Jokowi bisa mengkapitalisasi program-program pemerintahan yang berhasil direalisasikannya, terutama di bidang pembangunan infrastruktur. Walaupun tetap akan ada opini perbandingan dengan catatan-catatan kelemahan yang akan menjadi peluru lawan untuk menyerang Jokowi, terutama terkait dugaan ketidakadilan hukum, sikap yang dianggap represif, terpuruknya ekonomi, turunnya daya beli rakyat, dicabutnya banyak subsidi dan membengkaknya hutang negara.
Jika Jokowi berhasil reborn, maka terbuka kemungkinan akan ada kesempatan kedua. Jika gagal, maka tidak mustahil partai-partai koalisi akan hengkang dan pindah ke lain hati.
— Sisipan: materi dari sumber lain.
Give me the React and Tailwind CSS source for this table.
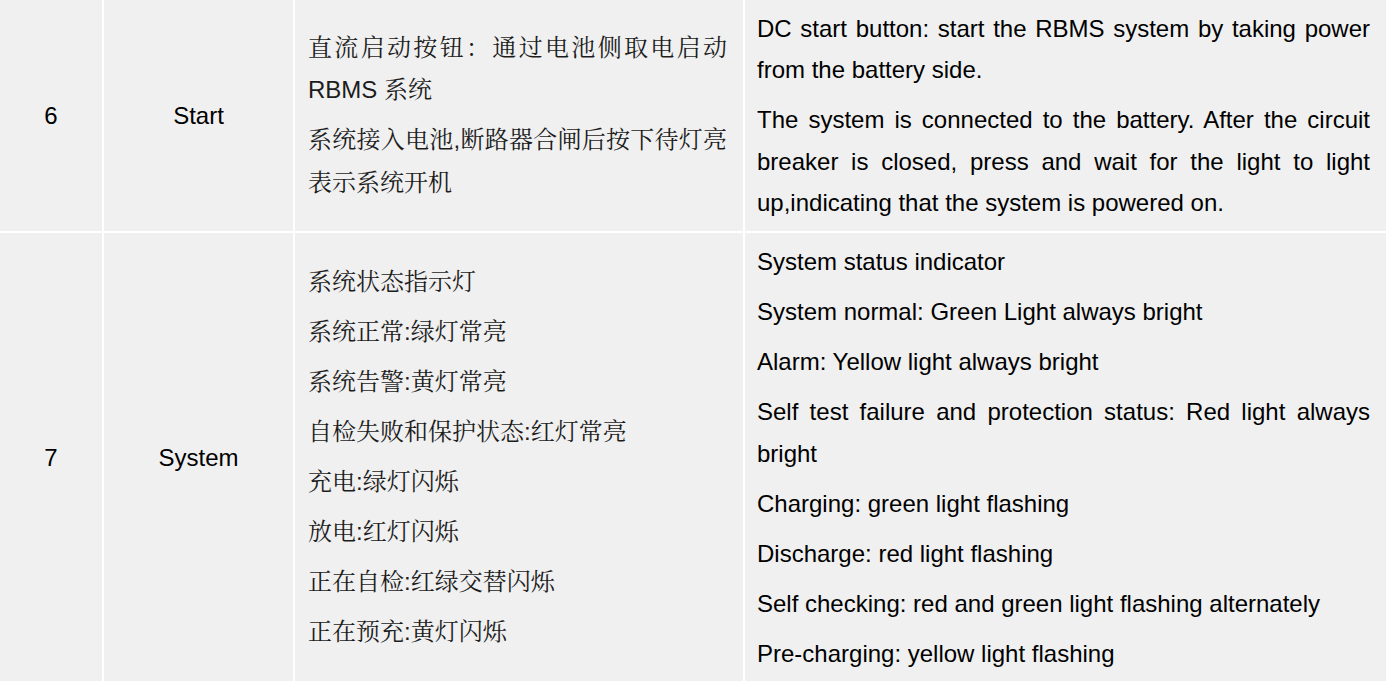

Meski hasil survey Jokowi di atas Prabowo, tapi posisinya jelas terancam jika muncul calon lain. Hasil survey 36,2 bagi seorang incumbent menunjukkan "angka defisit". Dengan angka di bawah 50% itu berarti rakyat tidak lagi menghendaki Jokowi sebagai presiden untuk yang kedua kali. Namun, kesimpulan ini sangat bisa berubah, bergantung perkembangan situasi politik di kemudian hari dan bergantung juga bagaimana Jokowi meyakinkan rakyat di sisa masa jabatannya. Munculnya penantang baru juga akan sangat menetukan posisi Jokowi.
Sementara prabowo, tetap berada di bawah elektabilitas Jokowi. Trend turunnya suara Jokowi ternyata tidak diikuti naiknya suara Prabowo. Ini mengindikasikan bahwa dua calon "senior" ini dinilai tidak representatif bagi keinginan rakyat Indonesia. Deja vu sulit untuk diwujudkan. Karena itu, munculnya calon-calon baru sangat terbuka dan berpeluang menyalib suara keduanya.
Dari data survey di atas mengindikasikan bahwa rakyat Indonesia sedang memimpikan hadirnya pemimpin baru. Pemimpin yang bisa menjadi tempat untuk menitipkan harapan bagi bangsa ini.
Ada sejumlah nama yang terjaring di survei, diantaranya adalah Anies Rasyid Baswedan dan Gatot Nurmantyo. Kedua tokoh ini berpeluang untuk berkontestasi di pilpres 2019. Potensi keduanya cukup besar mengingat keduanya adalah tokoh yang saat ini sedang berada di puncak popularitasnya. Tidak saja populer, langkah-langlah keduanya dalam memimpin terus mendapat simpati rakyat.
Manuver-manuver Gatot dalam kasus G 30S PKI dan pembelaannya terhadap Aksi 411 dan 212 telah sukses mengharumkan namanya. Langkah-langkah tegas tersebut membuat sosok Panglima TNI ini kebanjiran simpati, terutama dari umat Islam.
Namun, simpati umat Islam mendadak pudar ketika Gatot membuka identitas politiknya dengan mendeklarasikan dukungannya kepada Jokowi untuk melanjutkan kekuasaannya. Sikap ini seolah mengkonfirmasi rumor selama ini bahwa Gatot adalah "tandemnya Jokowi" yang berperan menarik simpati suara Umat Islam. Anak-anak ABG bilang: "kamu Ketahuan..."
Selain Gatot, ada Anies Baswedan. Tokoh yang sempat diberhentikan Jokowi dari Kemendikbud ini mendadak namanya kembali berkibar setelah dicalonkan menjadi Gubernur DKI oleh dua partai oposisi pemerintahan yaitu Gerindra dan PKS. Namanya semakin meroket ketika Anies terpilih menjadi gubernur DKI dan nekat menghentikan proyek reklamasi, sebuah proyek raksasa yang diisukan mendapat dukungan kekuasaan. Simpati publik kepada Anies bertahap naik ketika Anies bernyali menutup Alexis, hotel yang dijadikan surga dunia bagi para lelaki pemburu nikmat.
Kedua tokoh di atas adalah "rising star" yang jika berani mengambil jarak dengan penguasa, mereka akan menjadi ancaman serius bagi Jokowi di Pilpres 2019.